Bin XuAssociate Professor
Education
- Ph.D. in Sociology, Northwestern University, 2011
- M.A. in Sociology, University of California, Davis, 2005
- B.A. in Politics, East China Normal University, China, 1996
Biography
I am an Associate Professor in the Department of Sociology at Emory University.
My research interests are situated at two intersections. The first intersection is within the disciplinary boundary of sociology: between cultural sociology and political sociology. The second intersection is between two broader “fields”: general sociology and China studies. My primary identity is a cultural/political sociologist, but I also have enjoyed the cross-fertilization between sociology as general social science and China studies as a field of area studies. I adopt multiple social scientific methods, including ethnography, interviewing, discourse analysis, and historical analysis. My ultimate intellectual goal is twofold: to develop generalizable knowledge without sacrificing sensitivity to context-specific processes and local knowledge; to address important public issues without losing scientific rigor and intellectual depth.
This research agenda has been reflected in two interrelated lines of research.
The first line of my research interest focuses on civil society, particularly civic engagement, volunteering, the voluntary sector, and state-civil society relations. In my empirical work, I have addressed how a burgeoning civil society under authoritarianism interacts with the state—in my case, contemporary China—and how citizens and organizations understand the meanings of their civic engagement in an undemocratic context. This topic is addressed in my book The Politics of Compassion: the Sichuan Earthquake and Civic Engagement in China (2017, Stanford University Press), which has received positive reviews from more than ten journals and won the Mary Douglas Prize for Best Book in the Sociology of Culture from American Sociological Association (2018) and Honorable Mention for Best Book on Asia/Transnational from American Sociological Association (2018). The book draws on extensive data from interviews, observations, and textual materials to examine how individual volunteers, associations, and nonprofit organizations who participated in the rescue and relief effort after the Sichuan earthquake acted on the ground, how they understood the meaning of their action, and how the political context shaped both their actions and the meaning they attributed to them. This book not only provides a window on the world of civic engagement, volunteering, and voluntary sectors in contemporary China but also contributes to the cultural sociology of civil society by revisiting Tocqueville’s “habits of the heart” thesis in an authoritarian context.
My theoretical work on civil society advocates and develops a cultural sociology of civil society with a focus on empirical examination of moral-political values, civil society actors’ interpretations of the values, and norms of interactions in civic engagement. This theoretical thinking was presented in a theoretical book that provides the first systematic survey of the cultural sociology of civil society and offers a committed global perspective on pressing issues in today’s world: The Culture of Democracy: A Sociological Approach (Polity, 2022). In the book, I demonstrate that civil societies remain vibrant, animated by people’s belief that they should and can solve such issues and build a better society. Central to this cultural aspect of civil society is the “culture of democracy,” including normative values, individual interpretations, and interaction norms pertaining to features of a democratic society, such as civility, independence, and solidarity. The culture of democracy varies in different contexts and faces challenges, but it shapes civic actions, alters political and social processes, and thus is the soul of modern civil societies.

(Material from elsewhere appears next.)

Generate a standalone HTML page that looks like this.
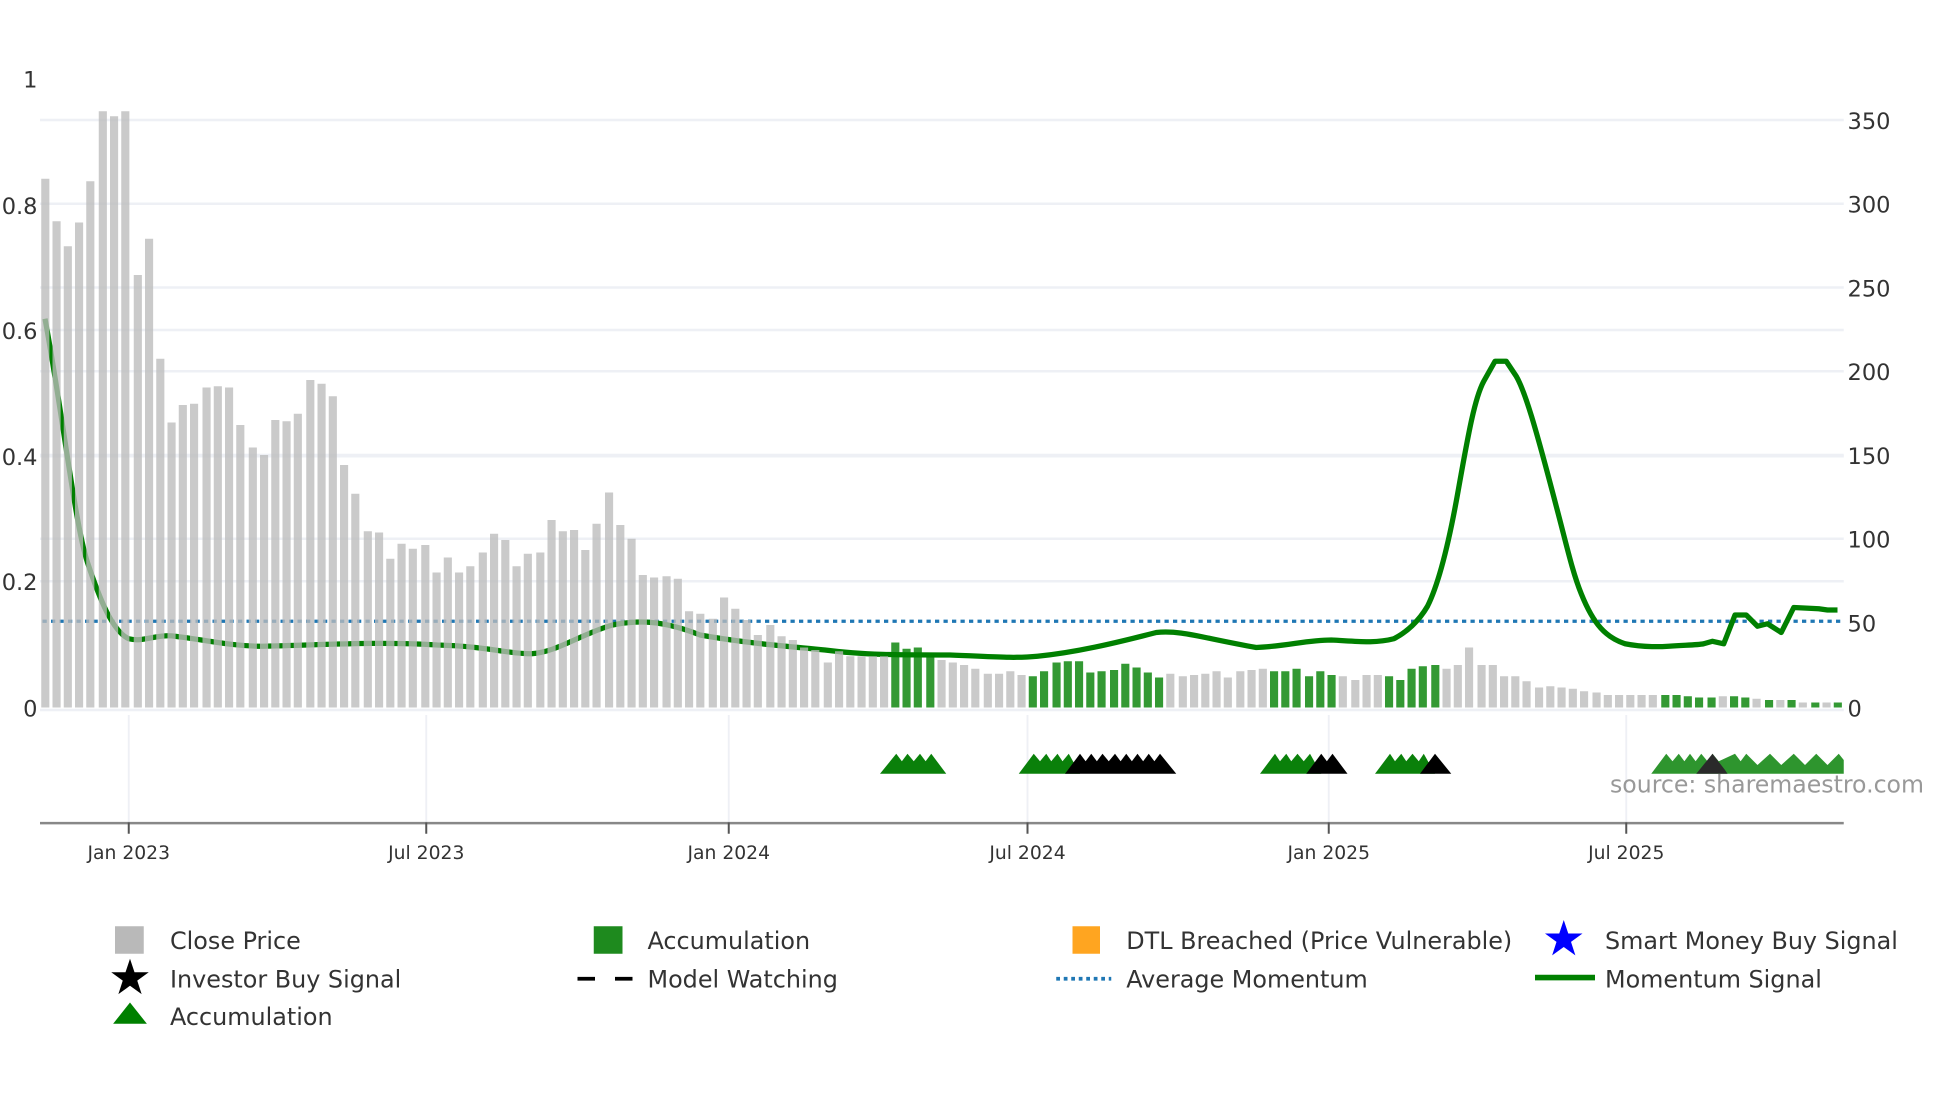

Second, collective memory. I have published a book and a few articles on the collective memory of China’s “educated youth” (zhiqing) generation—the 17 million Chinese youth sent down to the countryside in the 1960s and 1970s. I draw on the data collected from 2007-2018, including life history interviews, ethnography, and archival research, to address how members of this important generation interpret meanings of their past difficulties and sufferings in the countryside, how those interpretations are represented and expressed in autobiographic memories, cultural objects, and commemorative activities, and what their memories tell us about this generation’s mentality. This project aims to understand the Maoist legacy by reading the minds and hearts of those “Chairman Mao’s children.” It also aims to generate a theoretical framework from Karl Mannheim’s and Pierre Bourdieu’s theories to address a few general issues related to generation, class, and memory. The book, titled Chairman Mao’s Children: Generation and the Politics of Memory in China, was published by Cambridge University Press in 2021. My previous work on collective memory also deals with WWII memories in China, nationalism, mourning, and disaster and trauma.
My articles have appeared in leading journals. I have won awards and grants from the American Sociological Association (ASA), National Science Foundation (NSF), and American Council of Learned Societies (ACLS), among others.